La figura de Tomás aparece como aquel que, casi a trompicones, va madurando su fe. No es diferente a los demás discípulos. De hecho, a pesar de haber conocido ya la noticia de la resurrección de Cristo, seguían, como dice el comienzo del relato, con las puertas cerradas por miedo. Aún queda el miedo porque la resurrección de Cristo aún no ha transformado sus vidas plenamente. 

Un primer dato llama desde el comienzo nuestra atención. Tomás no estaba con ellos cuando se aparece Jesús por primera vez. ¿Se encargaba de las provisiones del grupo y había salido? ¿Tenía miedo y pretendía separarse del grupo para volver a su Galilea natal? ¿Se ocupaba de ver cómo estaban los ánimos por la ciudad? No lo sabemos. Lo que sí descubrimos es que sin la comunidad Tomás no va a encontrarse con el Resucitado. Ciertamente hay encuentros personales, pero en este momento el evangelista quiere destacar la importancia de la presencia y la confesión del Señor en medio de la comunidad de los discípulos, lo cual será una constante en todas las narraciones del nacimiento de la Iglesia, tal y como escuchábamos en la primera lectura, y seguirá siéndolo a lo largo de su historia hasta hoy. En un tiempo como el nuestro, marcado por el individualismo, por la idea de que es posible creer sin comunidad, este relato nos recuerda que creemos como Iglesia, pues la fe es un acto personal y al mismo tiempo comunitario, como recitamos en cada Eucaristía en la profesión de fe.

A menudo la actitud de Tomás, ese querer pruebas visibles y tangibles, ha sido vista con un cierto desprecio, como si nosotros no hubiésemos reaccionado de la misma forma que el apóstol. De hecho, si nos fijamos en la historia de nuestra fe descubrimos también nuestros momentos de duda, de incomprensión y de dificultad a la hora de reconocer al Señor. También nosotros necesitamos repetir: «Creo, Señor, pero aumenta mi fe», como aquel hombre que en otra ocasión acudió a buscar ayuda en Jesús. La duda de Tomás, su lucha, y el encuentro definitivo con Cristo nos recuerdan nuestra propia historia de creyentes, que esto de creer no es fácil y mucho menos algo que ya se da por hecho.
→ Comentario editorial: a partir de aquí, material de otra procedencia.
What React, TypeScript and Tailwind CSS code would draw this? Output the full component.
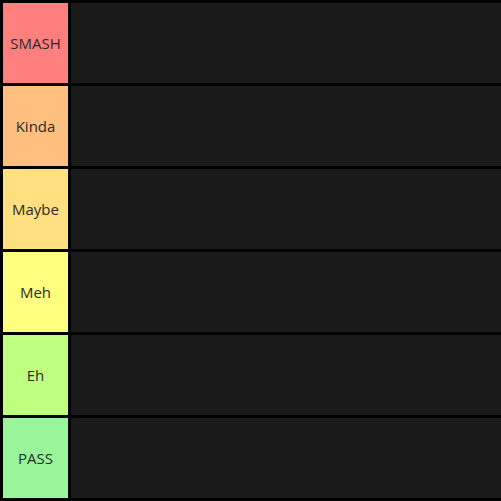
import React from 'react';

const tiers = [
  { label: 'SMASH', color: 'bg-[#ff7f7f]' },
  { label: 'Kinda', color: 'bg-[#ffbf7f]' },
  { label: 'Maybe', color: 'bg-[#ffdf7f]' },
  { label: 'Meh', color: 'bg-[#ffff7f]' },
  { label: 'Eh', color: 'bg-[#bfff7f]' },
  { label: 'PASS', color: 'bg-[#99f599]' },
];

export default function App() {
  return (
    <div className="w-[501px] h-[501px] bg-black flex flex-col gap-[3px] pt-[3px] pl-[3px] overflow-hidden font-['Open_Sans',sans-serif]">
      {tiers.map(t => (
        <div key={t.label} className="flex gap-[3px] h-[80px]">
          <div className={`w-[65px] flex items-center justify-center text-[15px] text-[#2b2b2b] ${t.color}`}>
            {t.label}
          </div>
          <div className="flex-1 bg-[#1a1a1a]" />
        </div>
      ))}
    </div>
  );
}
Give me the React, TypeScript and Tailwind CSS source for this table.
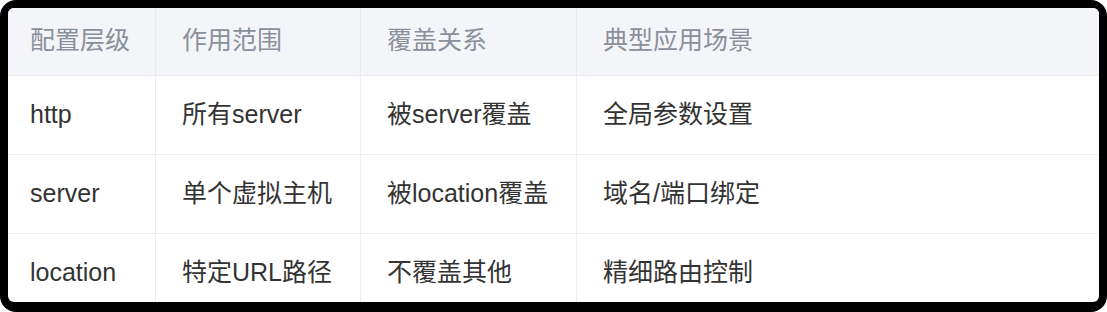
import React from 'react';

const headers = ['配置层级', '作用范围', '覆盖关系', '典型应用场景'];

const rows = [
  ['http', '所有server', '被server覆盖', '全局参数设置'],
  ['server', '单个虚拟主机', '被location覆盖', '域名/端口绑定'],
  ['location', '特定URL路径', '不覆盖其他', '精细路由控制'],
];

const cols = 'grid grid-cols-[148px_205px_216px_1fr]';

const cellPad = (i: number) => (i === 0 ? 'pl-[22px]' : 'pl-[26px]');

export default function App() {
  return (
    <div
      className="w-[1107px] h-[312px] bg-white"
      style={{ fontFamily: '"Liberation Sans", "Noto Sans CJK SC", sans-serif' }}
    >
      <div className="w-full h-full rounded-[16px] bg-black pt-[8px] pl-[8px] pr-[8px] pb-[10px]">
        <div className="w-full h-full rounded-[6px] bg-white overflow-hidden">
          <div className={`${cols} h-[68px] bg-[#f4f5f9] border-b border-[#e9ebef]`}>
            {headers.map((h, i) => (
              <div
                key={h}
                className={`flex items-center pb-[2px] text-[25px] text-[#8b8f99] ${cellPad(i)} ${i < 3 ? 'border-r border-[#e9ebef]' : ''}`}
              >
                {h}
              </div>
            ))}
          </div>
          {rows.map((r, ri) => (
            <div key={ri} className={`${cols} h-[79px] border-b border-[#eceef1]`}>
              {r.map((c, i) => (
                <div
                  key={i}
                  className={`flex items-center text-[25px] text-[#333333] ${cellPad(i)} ${i < 3 ? 'border-r border-[#eceef1]' : ''}`}
                >
                  {c}
                </div>
              ))}
            </div>
          ))}
        </div>
      </div>
    </div>
  );
}
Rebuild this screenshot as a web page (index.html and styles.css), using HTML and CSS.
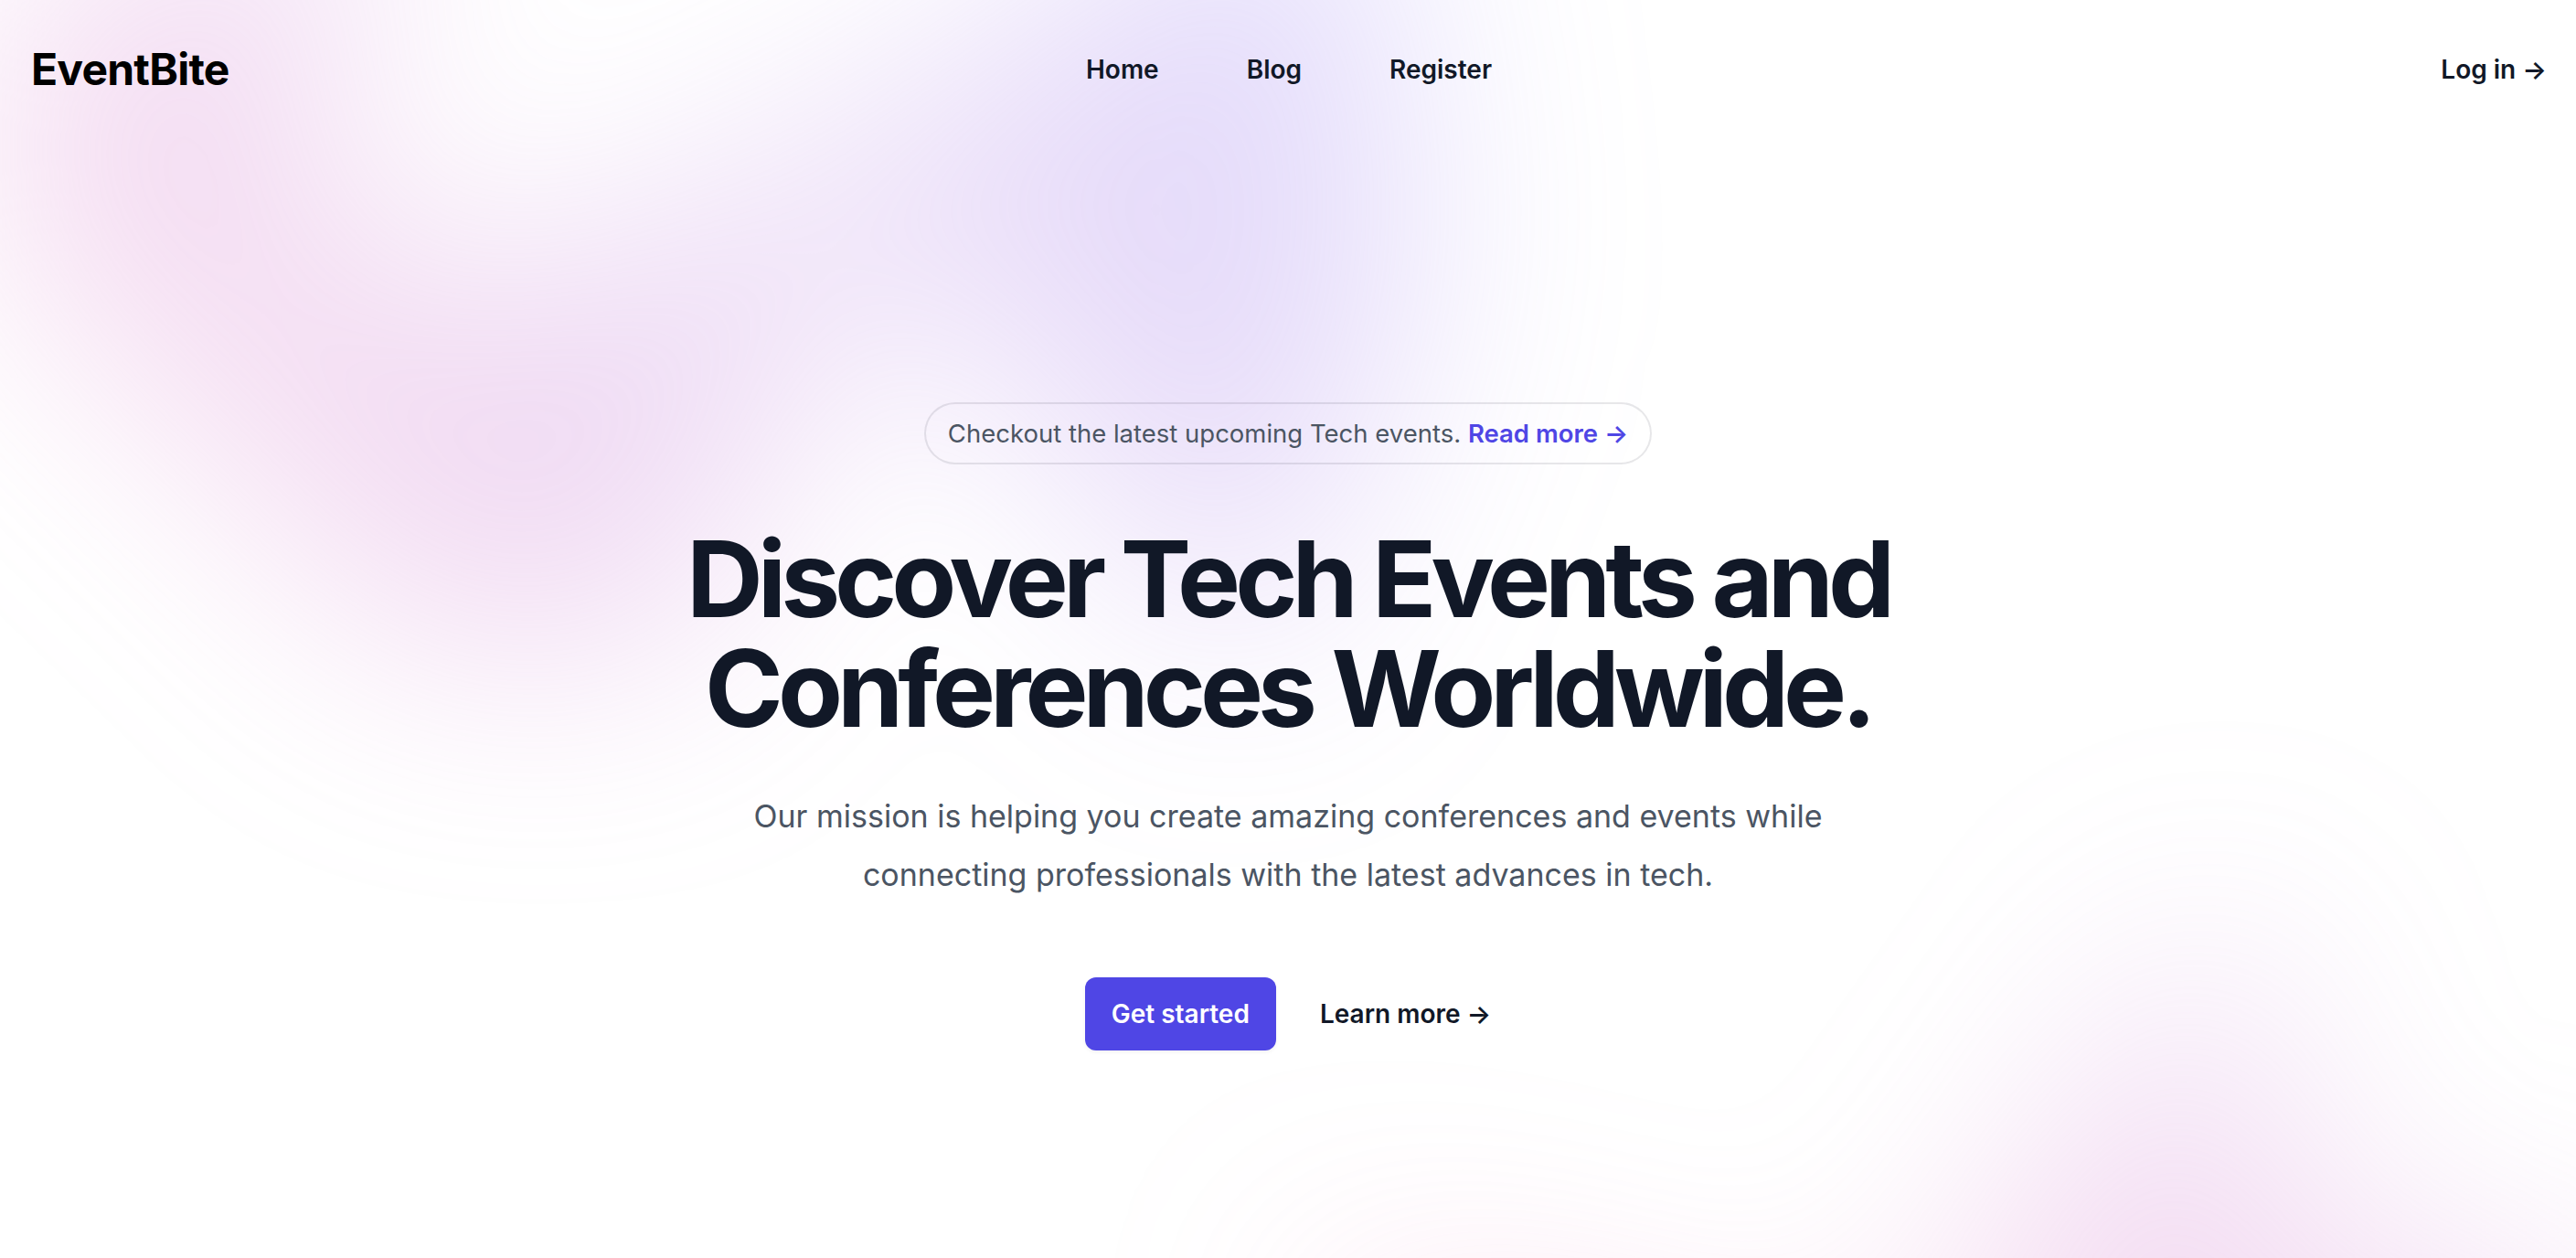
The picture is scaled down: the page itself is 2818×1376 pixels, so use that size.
FILE: index.html
```html
<!DOCTYPE html>
<html lang="en">
<head>
<meta charset="utf-8">
<title>EventBite</title>
<link rel="stylesheet" href="styles.css">
</head>
<body>
<div class="page">
  <div class="blob-wrap blob-top" aria-hidden="true"><div class="blob blob-top-shape"></div></div>
  <header class="header">
    <nav class="nav">
      <div class="nav-side"><a class="logo" href="#">EventBite</a></div>
      <div class="nav-links">
        <a class="nav-link" href="#">Home</a>
        <a class="nav-link" href="#">Blog</a>
        <a class="nav-link" href="#">Register</a>
      </div>
      <div class="nav-side nav-right"><a class="nav-link" href="#">Log in <span aria-hidden="true">→</span></a></div>
    </nav>
  </header>
  <main class="hero">
    <div class="hero-inner">
      <div class="pill-row">
        <div class="pill">Checkout the latest upcoming Tech events. <a class="pill-link" href="#">Read more <span aria-hidden="true">→</span></a></div>
      </div>
      <div class="center">
        <h1 class="title">Discover Tech Events and Conferences Worldwide.</h1>
        <p class="lead">Our mission is helping you create amazing conferences and events while connecting professionals with the latest advances in tech.</p>
        <div class="actions">
          <a class="btn-primary" href="#">Get started</a>
          <a class="btn-link" href="#">Learn more <span aria-hidden="true">→</span></a>
        </div>
      </div>
    </div>
  </main>
  <div class="blob-wrap blob-bottom" aria-hidden="true"><div class="blob blob-bottom-shape"></div></div>
</div>
</body>
</html>
```

FILE: styles.css
```css
* { box-sizing: border-box; }
html, body { margin: 0; padding: 0; }
body {
  font-family: Inter, "Liberation Sans", sans-serif;
  background: #ffffff;
  color: #111827;
  overflow: hidden;
}
a { text-decoration: none; color: inherit; }

.page {
  position: relative;
  isolation: isolate;
  height: 1376px;
  overflow: hidden;
}

.blob-wrap {
  position: absolute;
  left: 0;
  right: 0;
  z-index: -10;
  overflow: hidden;
  filter: blur(128px);
}
.blob-top { top: -640px; }
.blob-bottom { top: 514px; }

.blob {
  position: relative;
  width: 2310px;
  aspect-ratio: 1155 / 678;
  background: linear-gradient(to top right, #ff80b5, #9089fc);
  opacity: 0.3;
  clip-path: polygon(74.1% 44.1%, 100% 61.6%, 97.5% 26.9%, 85.5% 0.1%, 80.7% 2%, 72.5% 32.5%, 60.2% 62.4%, 52.4% 68.1%, 47.5% 58.3%, 45.2% 34.5%, 27.5% 76.7%, 0.1% 64.9%, 17.9% 100%, 27.6% 76.8%, 76.1% 97.7%, 74.1% 44.1%);
}
.blob-top-shape {
  left: calc(50% - 960px);
  transform: translateX(-50%) rotate(30deg);
}
.blob-bottom-shape {
  left: calc(50% + 1152px);
  transform: translateX(-50%);
}

.nav {
  display: flex;
  align-items: center;
  justify-content: space-between;
  padding: 44px 32px 42px 34px;
}
.nav-side { flex: 1; display: flex; }
.nav-right { justify-content: flex-end; }
.logo {
  font-size: 48px;
  line-height: 64px;
  font-weight: 700;
  color: #000;
  letter-spacing: -0.8px;
}
.nav-links {
  display: flex;
  gap: 96px;
}
.nav-link {
  font-size: 28px;
  line-height: 48px;
  font-weight: 600;
  color: #111827;
}

.hero { padding: 292px 48px 200px; }
.hero-inner {
  max-width: 1344px;
  margin: 0 auto;
}
.pill-row {
  display: flex;
  justify-content: center;
  margin-bottom: 67px;
}
.pill {
  border-radius: 9999px;
  padding: 8px 24px;
  font-size: 27.5px;
  line-height: 48px;
  color: #4b5563;
  box-shadow: 0 0 0 2px rgba(17, 24, 39, 0.1);
}
.pill-link {
  font-weight: 600;
  color: #4f46e5;
}
.center { text-align: center; }
.title {
  margin: 0;
  font-size: 116px;
  line-height: 120px;
  font-weight: 700;
  letter-spacing: -6px;
  color: #111827;
}
.lead {
  margin: 48px 0 0;
  font-size: 34px;
  line-height: 64px;
  color: #4b5563;
}
.actions {
  margin-top: 80px;
  display: flex;
  align-items: center;
  justify-content: center;
  gap: 48px;
}
.btn-primary {
  background: #4f46e5;
  color: #fff;
  border-radius: 12px;
  padding: 20px 29px;
  font-size: 28px;
  line-height: 40px;
  font-weight: 600;
  box-shadow: 0 2px 4px rgba(0, 0, 0, 0.05);
}
.btn-link {
  font-size: 28px;
  line-height: 48px;
  font-weight: 600;
  color: #111827;
}
```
La fe es un camino, a veces difícil, que implica y complica la vida, pero un camino, eso sí, que debe llevar a la confesión de Tomás, «Señor mío y Dios mío», es decir, a confiar en el Señor aun cuando no todo se comprenda, porque descubrimos en esas llagas y ese corazón abierto de Cristo la prueba más grande de su amor redentor, que nos ayuda a superar incluso nuestras limitaciones. 

Ahora sí podemos volver al comienzo del evangelio. Y encontramos por una parte la insistencia de Jesús en la paz. Es la paz que necesitaba Tomás frente a su duda. Es la paz que necesitaban los discípulos frente a su miedo. La paz que nosotros necesitamos frente a tanto sinsentido cotidiano y sobre todo frente a los interrogantes más profundos sobre el sentido de nuestra vida. Creer en Cristo resucitado, proclamarlo como nuestro Dios y Señor es lo único que nos puede dar la paz. 

Se entiende entonces por qué a este don de la paz sigue el anuncio de Jesús: «Como el Padre me ha enviado, así también os envío yo». Quien ha encontrado en Cristo resucitado la paz no puede por menos que salir, animado por el Espíritu Santo, a proclamar esta Buena Noticia. La fe que se recibe necesita comunicarse con gozo. Ese es el testimonio que nuestro mundo necesita, como el de aquellas primeras comunidades cristianas cuya forma de vida, en torno a la caridad, la oración, la Eucaristía y sobre todo la alegría llevaban a la fe a sus contemporáneos. Quizá debemos preguntarnos si en esta indiferencia religiosa que nos rodea no somos también nosotros en parte responsables con nuestra falta de testimonio, personal pero también comunitario. 

«Bienaventurados los que crean sin haber visto». Las palabras de Jesús siguen resonando en nuestros corazones, no sólo como una bienaventuranza, sino también como una invitación constante a renovar nuestra fe, a pesar de las dudas, a pesar de las dificultades; una fe vivida en comunión y confesada en el mundo y para el mundo.